─── Dataset content

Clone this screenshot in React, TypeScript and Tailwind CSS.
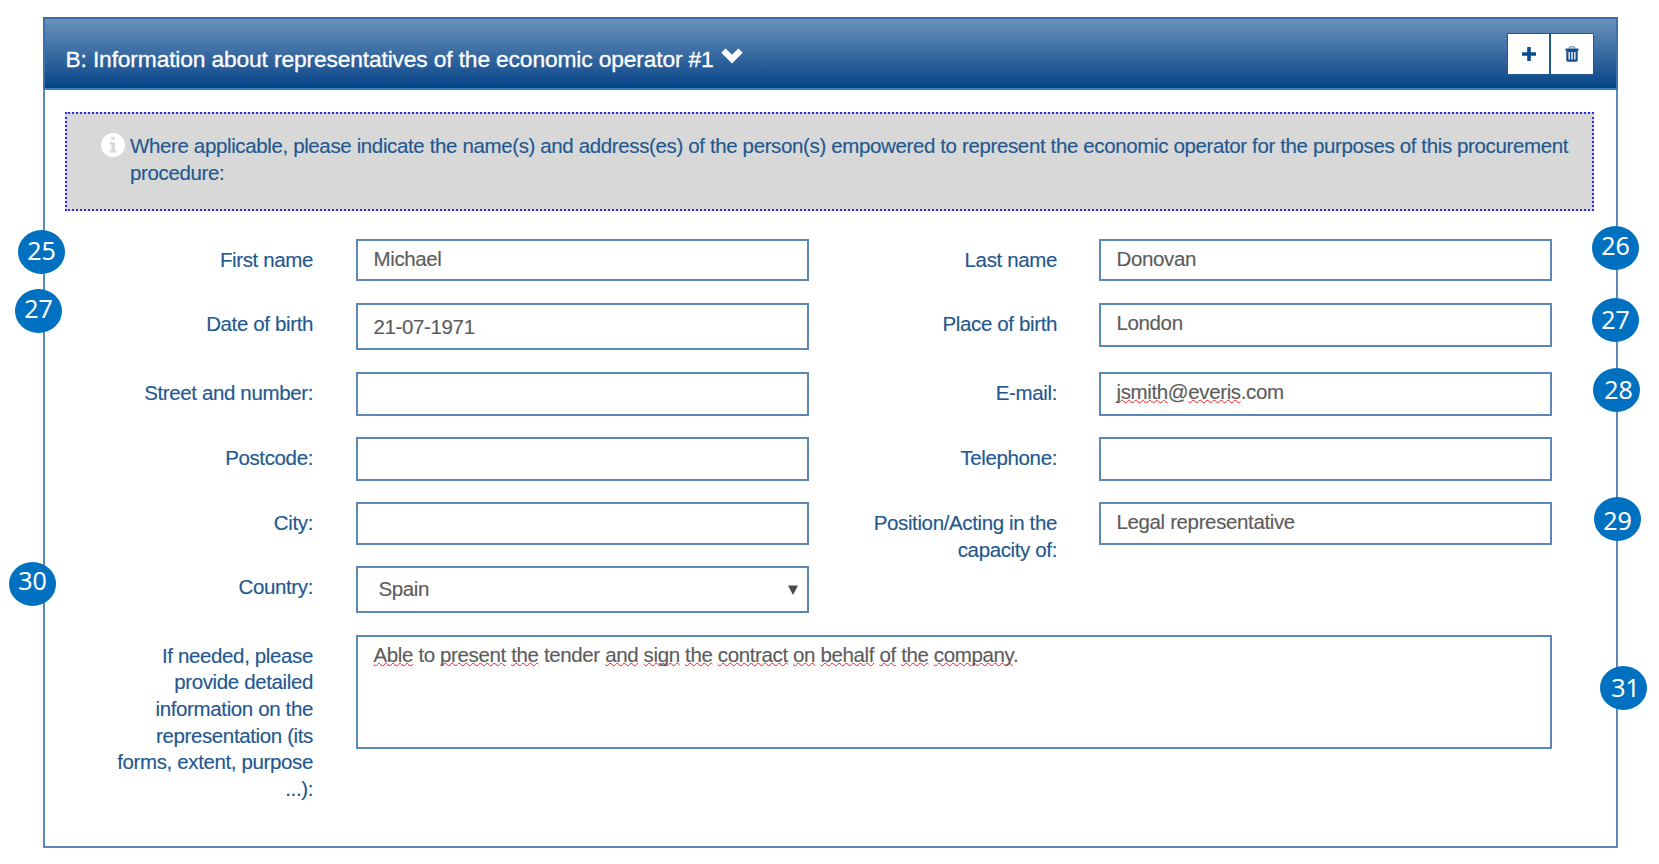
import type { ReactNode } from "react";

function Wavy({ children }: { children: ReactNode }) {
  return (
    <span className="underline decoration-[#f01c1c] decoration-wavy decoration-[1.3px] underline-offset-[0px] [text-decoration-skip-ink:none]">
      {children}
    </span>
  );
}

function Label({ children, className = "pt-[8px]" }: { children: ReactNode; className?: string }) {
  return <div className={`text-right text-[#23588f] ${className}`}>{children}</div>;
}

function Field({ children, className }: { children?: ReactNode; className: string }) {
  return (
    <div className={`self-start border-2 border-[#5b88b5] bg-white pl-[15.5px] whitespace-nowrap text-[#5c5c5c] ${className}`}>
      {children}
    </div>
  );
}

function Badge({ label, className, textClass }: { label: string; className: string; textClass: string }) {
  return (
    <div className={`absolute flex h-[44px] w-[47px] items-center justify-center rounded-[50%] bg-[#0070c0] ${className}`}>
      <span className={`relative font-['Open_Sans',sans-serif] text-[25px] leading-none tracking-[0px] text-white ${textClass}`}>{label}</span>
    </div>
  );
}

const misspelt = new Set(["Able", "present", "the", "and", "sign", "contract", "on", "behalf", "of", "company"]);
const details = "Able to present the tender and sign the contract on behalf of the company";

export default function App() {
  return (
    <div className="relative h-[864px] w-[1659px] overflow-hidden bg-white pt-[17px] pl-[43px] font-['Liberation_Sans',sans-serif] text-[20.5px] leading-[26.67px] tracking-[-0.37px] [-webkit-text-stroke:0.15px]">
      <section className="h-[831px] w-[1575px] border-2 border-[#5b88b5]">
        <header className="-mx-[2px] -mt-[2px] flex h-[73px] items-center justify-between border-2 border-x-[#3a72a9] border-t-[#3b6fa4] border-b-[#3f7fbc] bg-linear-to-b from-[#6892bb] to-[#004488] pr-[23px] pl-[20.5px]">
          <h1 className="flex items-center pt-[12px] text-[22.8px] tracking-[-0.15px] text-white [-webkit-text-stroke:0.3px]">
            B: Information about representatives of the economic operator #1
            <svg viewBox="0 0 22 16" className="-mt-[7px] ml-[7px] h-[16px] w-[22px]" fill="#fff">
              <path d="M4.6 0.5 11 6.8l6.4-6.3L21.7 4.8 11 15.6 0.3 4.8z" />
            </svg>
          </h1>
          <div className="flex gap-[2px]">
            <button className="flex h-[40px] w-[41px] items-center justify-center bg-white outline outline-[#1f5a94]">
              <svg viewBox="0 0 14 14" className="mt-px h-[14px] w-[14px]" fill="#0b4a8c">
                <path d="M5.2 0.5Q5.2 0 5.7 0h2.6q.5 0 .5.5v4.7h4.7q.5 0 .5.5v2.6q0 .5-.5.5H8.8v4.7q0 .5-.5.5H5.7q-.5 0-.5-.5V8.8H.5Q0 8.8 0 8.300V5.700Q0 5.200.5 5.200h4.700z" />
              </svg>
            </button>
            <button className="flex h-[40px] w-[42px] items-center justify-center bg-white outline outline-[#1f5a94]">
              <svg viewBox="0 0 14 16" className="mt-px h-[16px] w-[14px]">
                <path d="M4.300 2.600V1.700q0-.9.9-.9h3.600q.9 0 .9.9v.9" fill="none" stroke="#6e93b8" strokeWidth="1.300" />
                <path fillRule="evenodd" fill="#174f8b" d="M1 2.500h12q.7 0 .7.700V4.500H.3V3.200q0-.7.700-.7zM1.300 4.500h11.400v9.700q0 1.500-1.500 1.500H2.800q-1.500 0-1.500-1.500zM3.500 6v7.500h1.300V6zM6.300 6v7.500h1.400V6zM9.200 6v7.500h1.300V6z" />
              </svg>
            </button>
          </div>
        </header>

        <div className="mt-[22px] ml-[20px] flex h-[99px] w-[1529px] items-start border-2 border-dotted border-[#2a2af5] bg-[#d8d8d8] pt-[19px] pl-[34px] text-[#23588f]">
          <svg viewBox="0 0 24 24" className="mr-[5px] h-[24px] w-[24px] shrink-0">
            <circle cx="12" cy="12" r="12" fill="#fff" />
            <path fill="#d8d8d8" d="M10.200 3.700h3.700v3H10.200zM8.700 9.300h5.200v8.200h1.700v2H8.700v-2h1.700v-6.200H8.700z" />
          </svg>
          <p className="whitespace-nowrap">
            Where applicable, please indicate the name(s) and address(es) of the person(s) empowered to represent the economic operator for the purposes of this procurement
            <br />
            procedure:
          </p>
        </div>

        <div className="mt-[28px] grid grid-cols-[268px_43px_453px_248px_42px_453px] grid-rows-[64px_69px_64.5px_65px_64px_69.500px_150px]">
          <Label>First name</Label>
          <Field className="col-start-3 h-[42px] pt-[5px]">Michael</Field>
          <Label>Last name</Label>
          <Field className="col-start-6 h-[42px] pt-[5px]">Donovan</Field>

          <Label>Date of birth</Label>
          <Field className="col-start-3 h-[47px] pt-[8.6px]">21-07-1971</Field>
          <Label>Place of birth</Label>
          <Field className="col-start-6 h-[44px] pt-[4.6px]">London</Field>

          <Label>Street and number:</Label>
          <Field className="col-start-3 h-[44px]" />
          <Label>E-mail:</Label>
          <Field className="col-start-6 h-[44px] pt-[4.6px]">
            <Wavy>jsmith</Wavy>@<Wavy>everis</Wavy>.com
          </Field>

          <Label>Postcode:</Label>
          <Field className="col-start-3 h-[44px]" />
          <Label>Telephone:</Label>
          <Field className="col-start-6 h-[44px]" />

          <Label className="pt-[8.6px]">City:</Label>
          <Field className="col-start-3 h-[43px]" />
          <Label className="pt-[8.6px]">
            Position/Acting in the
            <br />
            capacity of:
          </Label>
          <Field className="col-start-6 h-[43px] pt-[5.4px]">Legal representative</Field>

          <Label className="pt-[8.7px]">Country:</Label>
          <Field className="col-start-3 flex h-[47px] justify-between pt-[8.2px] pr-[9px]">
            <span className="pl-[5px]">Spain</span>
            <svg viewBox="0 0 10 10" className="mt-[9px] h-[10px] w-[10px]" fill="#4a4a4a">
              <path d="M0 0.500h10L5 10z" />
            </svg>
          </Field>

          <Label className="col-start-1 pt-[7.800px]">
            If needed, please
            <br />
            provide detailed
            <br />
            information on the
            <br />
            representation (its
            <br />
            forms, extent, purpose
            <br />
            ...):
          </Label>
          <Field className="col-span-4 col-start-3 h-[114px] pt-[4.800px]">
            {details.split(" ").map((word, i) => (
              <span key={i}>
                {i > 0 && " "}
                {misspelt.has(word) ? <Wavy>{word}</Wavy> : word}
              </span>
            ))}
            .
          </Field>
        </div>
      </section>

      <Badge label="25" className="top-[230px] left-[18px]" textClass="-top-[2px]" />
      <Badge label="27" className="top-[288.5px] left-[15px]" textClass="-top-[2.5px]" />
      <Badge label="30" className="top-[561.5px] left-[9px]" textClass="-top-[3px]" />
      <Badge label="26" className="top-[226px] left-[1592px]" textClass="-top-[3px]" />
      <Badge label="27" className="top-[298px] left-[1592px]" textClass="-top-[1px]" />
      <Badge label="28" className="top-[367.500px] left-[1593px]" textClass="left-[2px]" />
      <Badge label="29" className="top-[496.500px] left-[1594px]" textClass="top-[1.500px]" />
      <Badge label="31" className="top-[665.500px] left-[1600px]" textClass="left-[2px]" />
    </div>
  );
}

──────

== What is expected ==
Skip the pictures, then retype every line above exactly.

== Full output ==
Clone this screenshot in React, TypeScript and Tailwind CSS.
import type { ReactNode } from "react";

function Wavy({ children }: { children: ReactNode }) {
  return (
    <span className="underline decoration-[#f01c1c] decoration-wavy decoration-[1.3px] underline-offset-[0px] [text-decoration-skip-ink:none]">
      {children}
    </span>
  );
}

function Label({ children, className = "pt-[8px]" }: { children: ReactNode; className?: string }) {
  return <div className={`text-right text-[#23588f] ${className}`}>{children}</div>;
}

function Field({ children, className }: { children?: ReactNode; className: string }) {
  return (
    <div className={`self-start border-2 border-[#5b88b5] bg-white pl-[15.5px] whitespace-nowrap text-[#5c5c5c] ${className}`}>
      {children}
    </div>
  );
}

function Badge({ label, className, textClass }: { label: string; className: string; textClass: string }) {
  return (
    <div className={`absolute flex h-[44px] w-[47px] items-center justify-center rounded-[50%] bg-[#0070c0] ${className}`}>
      <span className={`relative font-['Open_Sans',sans-serif] text-[25px] leading-none tracking-[0px] text-white ${textClass}`}>{label}</span>
    </div>
  );
}

const misspelt = new Set(["Able", "present", "the", "and", "sign", "contract", "on", "behalf", "of", "company"]);
const details = "Able to present the tender and sign the contract on behalf of the company";

export default function App() {
  return (
    <div className="relative h-[864px] w-[1659px] overflow-hidden bg-white pt-[17px] pl-[43px] font-['Liberation_Sans',sans-serif] text-[20.5px] leading-[26.67px] tracking-[-0.37px] [-webkit-text-stroke:0.15px]">
      <section className="h-[831px] w-[1575px] border-2 border-[#5b88b5]">
        <header className="-mx-[2px] -mt-[2px] flex h-[73px] items-center justify-between border-2 border-x-[#3a72a9] border-t-[#3b6fa4] border-b-[#3f7fbc] bg-linear-to-b from-[#6892bb] to-[#004488] pr-[23px] pl-[20.5px]">
          <h1 className="flex items-center pt-[12px] text-[22.8px] tracking-[-0.15px] text-white [-webkit-text-stroke:0.3px]">
            B: Information about representatives of the economic operator #1
            <svg viewBox="0 0 22 16" className="-mt-[7px] ml-[7px] h-[16px] w-[22px]" fill="#fff">
              <path d="M4.6 0.5 11 6.8l6.4-6.3L21.7 4.8 11 15.6 0.3 4.8z" />
            </svg>
          </h1>
          <div className="flex gap-[2px]">
            <button className="flex h-[40px] w-[41px] items-center justify-center bg-white outline outline-[#1f5a94]">
              <svg viewBox="0 0 14 14" className="mt-px h-[14px] w-[14px]" fill="#0b4a8c">
                <path d="M5.2 0.5Q5.2 0 5.7 0h2.6q.5 0 .5.5v4.7h4.7q.5 0 .5.5v2.6q0 .5-.5.5H8.8v4.7q0 .5-.5.5H5.7q-.5 0-.5-.5V8.8H.5Q0 8.8 0 8.300V5.700Q0 5.200.5 5.200h4.700z" />
              </svg>
            </button>
            <button className="flex h-[40px] w-[42px] items-center justify-center bg-white outline outline-[#1f5a94]">
              <svg viewBox="0 0 14 16" className="mt-px h-[16px] w-[14px]">
                <path d="M4.300 2.600V1.700q0-.9.9-.9h3.600q.9 0 .9.9v.9" fill="none" stroke="#6e93b8" strokeWidth="1.300" />
                <path fillRule="evenodd" fill="#174f8b" d="M1 2.500h12q.7 0 .7.700V4.500H.3V3.200q0-.7.700-.7zM1.300 4.500h11.400v9.700q0 1.500-1.500 1.500H2.800q-1.500 0-1.500-1.500zM3.500 6v7.500h1.300V6zM6.300 6v7.500h1.400V6zM9.200 6v7.500h1.300V6z" />
              </svg>
            </button>
          </div>
        </header>

        <div className="mt-[22px] ml-[20px] flex h-[99px] w-[1529px] items-start border-2 border-dotted border-[#2a2af5] bg-[#d8d8d8] pt-[19px] pl-[34px] text-[#23588f]">
          <svg viewBox="0 0 24 24" className="mr-[5px] h-[24px] w-[24px] shrink-0">
            <circle cx="12" cy="12" r="12" fill="#fff" />
            <path fill="#d8d8d8" d="M10.200 3.700h3.700v3H10.200zM8.700 9.300h5.200v8.200h1.700v2H8.700v-2h1.700v-6.200H8.700z" />
          </svg>
          <p className="whitespace-nowrap">
            Where applicable, please indicate the name(s) and address(es) of the person(s) empowered to represent the economic operator for the purposes of this procurement
            <br />
            procedure:
          </p>
        </div>

        <div className="mt-[28px] grid grid-cols-[268px_43px_453px_248px_42px_453px] grid-rows-[64px_69px_64.5px_65px_64px_69.500px_150px]">
          <Label>First name</Label>
          <Field className="col-start-3 h-[42px] pt-[5px]">Michael</Field>
          <Label>Last name</Label>
          <Field className="col-start-6 h-[42px] pt-[5px]">Donovan</Field>

          <Label>Date of birth</Label>
          <Field className="col-start-3 h-[47px] pt-[8.6px]">21-07-1971</Field>
          <Label>Place of birth</Label>
          <Field className="col-start-6 h-[44px] pt-[4.6px]">London</Field>

          <Label>Street and number:</Label>
          <Field className="col-start-3 h-[44px]" />
          <Label>E-mail:</Label>
          <Field className="col-start-6 h-[44px] pt-[4.6px]">
            <Wavy>jsmith</Wavy>@<Wavy>everis</Wavy>.com
          </Field>

          <Label>Postcode:</Label>
          <Field className="col-start-3 h-[44px]" />
          <Label>Telephone:</Label>
          <Field className="col-start-6 h-[44px]" />

          <Label className="pt-[8.6px]">City:</Label>
          <Field className="col-start-3 h-[43px]" />
          <Label className="pt-[8.6px]">
            Position/Acting in the
            <br />
            capacity of:
          </Label>
          <Field className="col-start-6 h-[43px] pt-[5.4px]">Legal representative</Field>

          <Label className="pt-[8.7px]">Country:</Label>
          <Field className="col-start-3 flex h-[47px] justify-between pt-[8.2px] pr-[9px]">
            <span className="pl-[5px]">Spain</span>
            <svg viewBox="0 0 10 10" className="mt-[9px] h-[10px] w-[10px]" fill="#4a4a4a">
              <path d="M0 0.500h10L5 10z" />
            </svg>
          </Field>

          <Label className="col-start-1 pt-[7.800px]">
            If needed, please
            <br />
            provide detailed
            <br />
            information on the
            <br />
            representation (its
            <br />
            forms, extent, purpose
            <br />
            ...):
          </Label>
          <Field className="col-span-4 col-start-3 h-[114px] pt-[4.800px]">
            {details.split(" ").map((word, i) => (
              <span key={i}>
                {i > 0 && " "}
                {misspelt.has(word) ? <Wavy>{word}</Wavy> : word}
              </span>
            ))}
            .
          </Field>
        </div>
      </section>

      <Badge label="25" className="top-[230px] left-[18px]" textClass="-top-[2px]" />
      <Badge label="27" className="top-[288.5px] left-[15px]" textClass="-top-[2.5px]" />
      <Badge label="30" className="top-[561.5px] left-[9px]" textClass="-top-[3px]" />
      <Badge label="26" className="top-[226px] left-[1592px]" textClass="-top-[3px]" />
      <Badge label="27" className="top-[298px] left-[1592px]" textClass="-top-[1px]" />
      <Badge label="28" className="top-[367.500px] left-[1593px]" textClass="left-[2px]" />
      <Badge label="29" className="top-[496.500px] left-[1594px]" textClass="top-[1.500px]" />
      <Badge label="31" className="top-[665.500px] left-[1600px]" textClass="left-[2px]" />
    </div>
  );
}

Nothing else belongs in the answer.